The men are staunch supporters of the summer shows and last year swept to their greatest ever victory with the supreme championship at the national breed event at Perth Show, just one notch ahead of their reserve supreme award at the previous national which was held at the Black Isle in 2015.

The rain was torrential in Perth Show field and the animals had to plough through deep mud, but it was a triumph the small-scale breeders will never
forget.

Highland cattle have been traditionally associated with large estates, but the MacNaughtons don’t own a field, far less a farm, and they attribute their widespread show and sale success to the pairing of just one cow and bull. She is Skye 2nd of Rannoch, 11 years old this year, and the late Fergus of Isle of Bute.

At the sales they achieved their best ever price at Oban last February when their reserve champion, Douglas of Rannoch, sold for 6000gns to a German breeder and in 2001 they topped the market with another reserve champion, the black bull Calum Dubh of Rannoch.

Donald’s father founded the Earn fold in the 1950s while the family lived on a smallholding at Dunning. When Donald was in his twenties the fold was split up, and he bought just one heifer, Bernice of Earn, as a foundation for his own herd.

“When I started working as a shepherd I took my Highlanders with me wherever I went,” he said.

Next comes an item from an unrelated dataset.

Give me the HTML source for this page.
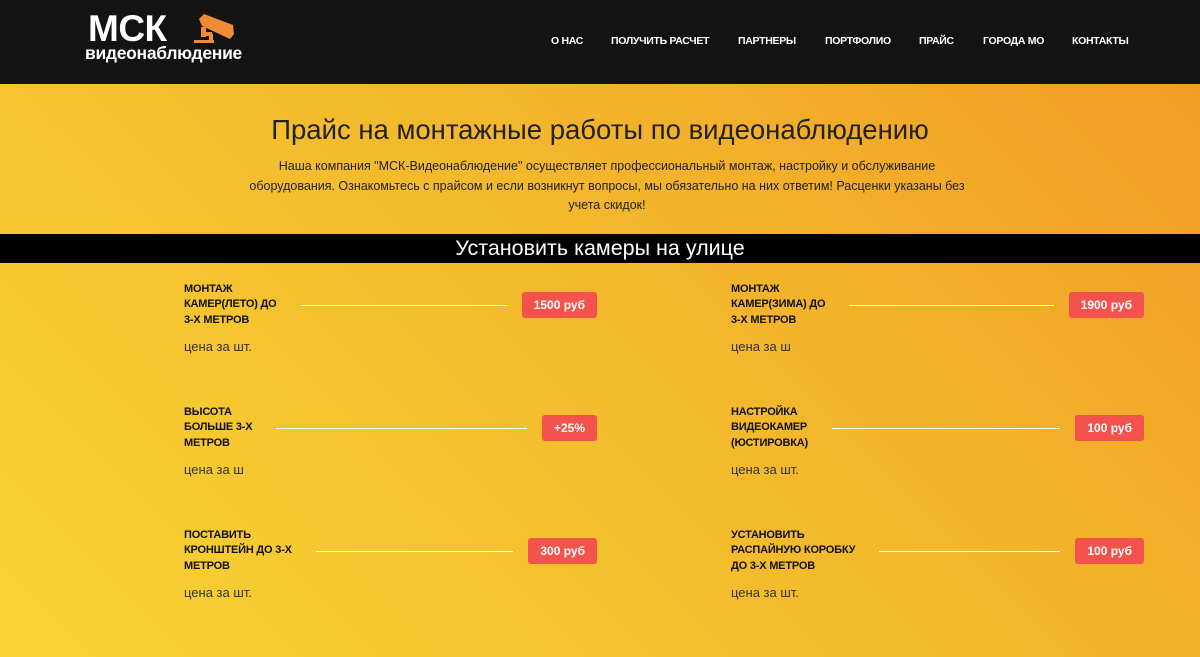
<!DOCTYPE html>
<html><head><meta charset="utf-8"><style>
*{margin:0;padding:0;box-sizing:border-box}
body{width:1200px;height:657px;overflow:hidden;font-family:"Liberation Sans","Noto Sans CJK SC",sans-serif;background:linear-gradient(225deg,#f29b25 0%,#f3b72c 45%,#f7d433 100%);position:relative}
.hdr{position:absolute;left:0;top:0;width:1200px;height:84px;background:#131313}
.nav{position:absolute;top:35px;color:#fff;font-size:10.5px;font-weight:bold;white-space:nowrap;letter-spacing:-0.3px}
h1{position:absolute;top:114px;left:0;width:1200px;text-align:center;font-size:27.5px;font-weight:normal;color:#222}
.intro{position:absolute;top:157px;left:244px;width:726px;text-align:center;font-size:12.5px;line-height:19.5px;color:#222}
.band{position:absolute;top:234px;left:0;width:1200px;height:29px;background:#000;color:#fff;text-align:center;font-size:21.5px;line-height:29px}
.item{position:absolute;display:flex;align-items:center;height:46px}
.t{font-size:11px;font-weight:bold;line-height:15.3px;white-space:nowrap;color:#111;letter-spacing:-0.2px}
.ln{flex:1;height:1px;background:#fff;margin:0 15px 0 24px}
.b{background:#f4524d;color:#fff;font-size:12px;font-weight:bold;height:26px;line-height:26px;padding:0 12px;border-radius:3px;white-space:nowrap}
.s{position:absolute;font-size:13px;color:#333}
</style></head><body>
<div class="hdr">
<div style="position:absolute;left:88px;top:8px;color:#fff;font-size:37px;font-weight:bold;letter-spacing:-0.5px">МСК</div>
<div style="position:absolute;left:85px;top:43px;color:#fff;font-size:17.5px;font-weight:bold;letter-spacing:-0.3px">видеонаблюдение</div>
<svg style="position:absolute;left:190px;top:12px" width="50" height="35" viewBox="0 0 50 35"><g fill="#f08a35"><polygon points="9,7 14,2 43,13 44,22 40,27 12,14"/><rect x="11" y="15" width="5" height="10"/><rect x="16" y="20" width="6" height="4"/><rect x="4" y="28" width="20" height="3"/><rect x="19" y="22" width="4" height="9"/></g></svg>
<div class="nav" style="left:551px">О НАС</div>
<div class="nav" style="left:611px">ПОЛУЧИТЬ РАСЧЕТ</div>
<div class="nav" style="left:738px">ПАРТНЕРЫ</div>
<div class="nav" style="left:825px">ПОРТФОЛИО</div>
<div class="nav" style="left:919px">ПРАЙС</div>
<div class="nav" style="left:983px">ГОРОДА МО</div>
<div class="nav" style="left:1072px">КОНТАКТЫ</div>
</div>
<h1>Прайс на монтажные работы по видеонаблюдению</h1>
<div class="intro">Наша компания "МСК-Видеонаблюдение" осуществляет профессиональный монтаж, настройку и обслуживание оборудования. Ознакомьтесь с прайсом и если возникнут вопросы, мы обязательно на них ответим! Расценки указаны без учета скидок!</div>
<div class="band">Установить камеры на улице</div>

<div class="item" style="left:184px;top:282px;width:413px"><div class="t">МОНТАЖ<br>КАМЕР(ЛЕТО) ДО<br>3-Х МЕТРОВ</div><div class="ln"></div><div class="b">1500 руб</div></div>
<div class="s" style="left:184px;top:339px">цена за шт.</div>
<div class="item" style="left:184px;top:405px;width:413px"><div class="t">ВЫСОТА<br>БОЛЬШЕ 3-Х<br>МЕТРОВ</div><div class="ln"></div><div class="b">+25%</div></div>
<div class="s" style="left:184px;top:462px">цена за ш</div>
<div class="item" style="left:184px;top:528px;width:413px"><div class="t">ПОСТАВИТЬ<br>КРОНШТЕЙН ДО 3-Х<br>МЕТРОВ</div><div class="ln"></div><div class="b">300 руб</div></div>
<div class="s" style="left:184px;top:585px">цена за шт.</div>

<div class="item" style="left:731px;top:282px;width:413px"><div class="t">МОНТАЖ<br>КАМЕР(ЗИМА) ДО<br>3-Х МЕТРОВ</div><div class="ln"></div><div class="b">1900 руб</div></div>
<div class="s" style="left:731px;top:339px">цена за ш</div>
<div class="item" style="left:731px;top:405px;width:413px"><div class="t">НАСТРОЙКА<br>ВИДЕОКАМЕР<br>(ЮСТИРОВКА)</div><div class="ln"></div><div class="b">100 руб</div></div>
<div class="s" style="left:731px;top:462px">цена за шт.</div>
<div class="item" style="left:731px;top:528px;width:413px"><div class="t">УСТАНОВИТЬ<br>РАСПАЙНУЮ КОРОБКУ<br>ДО 3-Х МЕТРОВ</div><div class="ln"></div><div class="b">100 руб</div></div>
<div class="s" style="left:731px;top:585px">цена за шт.</div>
</body></html>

“I had them on Coll and then in Kinloch Rannoch, which is why I chose the Rannoch name for the herd, and finally came to Kelty in the early 1980s,” he said.

“I took the grazing at the RSPB’s Vane farm and for about six years I had 50-60 head. When we lost access to that land I had to downsize and we now rent land from year-to-year at several locations around Kelty.”

Having such a photogenic breed has made finding land to rent considerably easier than it would have been for more mundane livestock.

Donald said: “The hotels like them as they make a great backdrop for
weddings, the tourists love them and in the summer locals come and watch us preparing the stock for the shows. It has helped us get grazing, there’s no doubt about that.”

Donald pays tribute to his mentors, Donald MacGillivray from Pennygowan on Mull, his sister Connie Lawrie and Mary McLean of Benderloch, and says they have guided him all his life – although he hasn’t always been
immediately convinced by their advice.

“We had been looking for a black bull for ages and couldn’t find the right one anywhere, then one day a lorry pulled up and Connie chased a black Highlander down the ramp,” he said.

“I took one look and wanted to chase it right back up, but it had the best
bloodlines and every calf turned out black. In the end he was a great success.”

The family tradition continued when Bryon was given his first bull calf at just 10-years-old.

“He was Struan of Lagg and Dad bought him at Oban. I kept him for a year then took him to the shows and ended up winning the junior interbreed championship at Perth Show,” he said.

“When the interbreed was judged it was between my Highland bull and a Charolais, and when the judge – a Charolais man – chose the Highlander the crowd went mental. It was an amazing moment – unbelievable.

“For the next couple of years he won the young Highlander classes throughout the east of Scotland.”

A standard summer for the MacNaughtons involves trips to shows in Fife, Central and West Fife, Stirling, Angus, Kirriemuir, Alyth, Braco, Doune and Dunblane, Perth, Kinross, Peebles, Dalmally, the Black Isle, Turriff, Drymen and east, north and west of Scotland club shows.

Donald describes it as “a way of life”. One key championship has eluded them – so far.

“We haven’t won the Oban bulls show and it won’t be this year as we have no animals that are eligible,” said Donald.

“In the meantime we’ll just keep on trying to improve the breed.”

The Highland cattle show and sale takes place at Oban Livestock Centre tomorrow and Monday.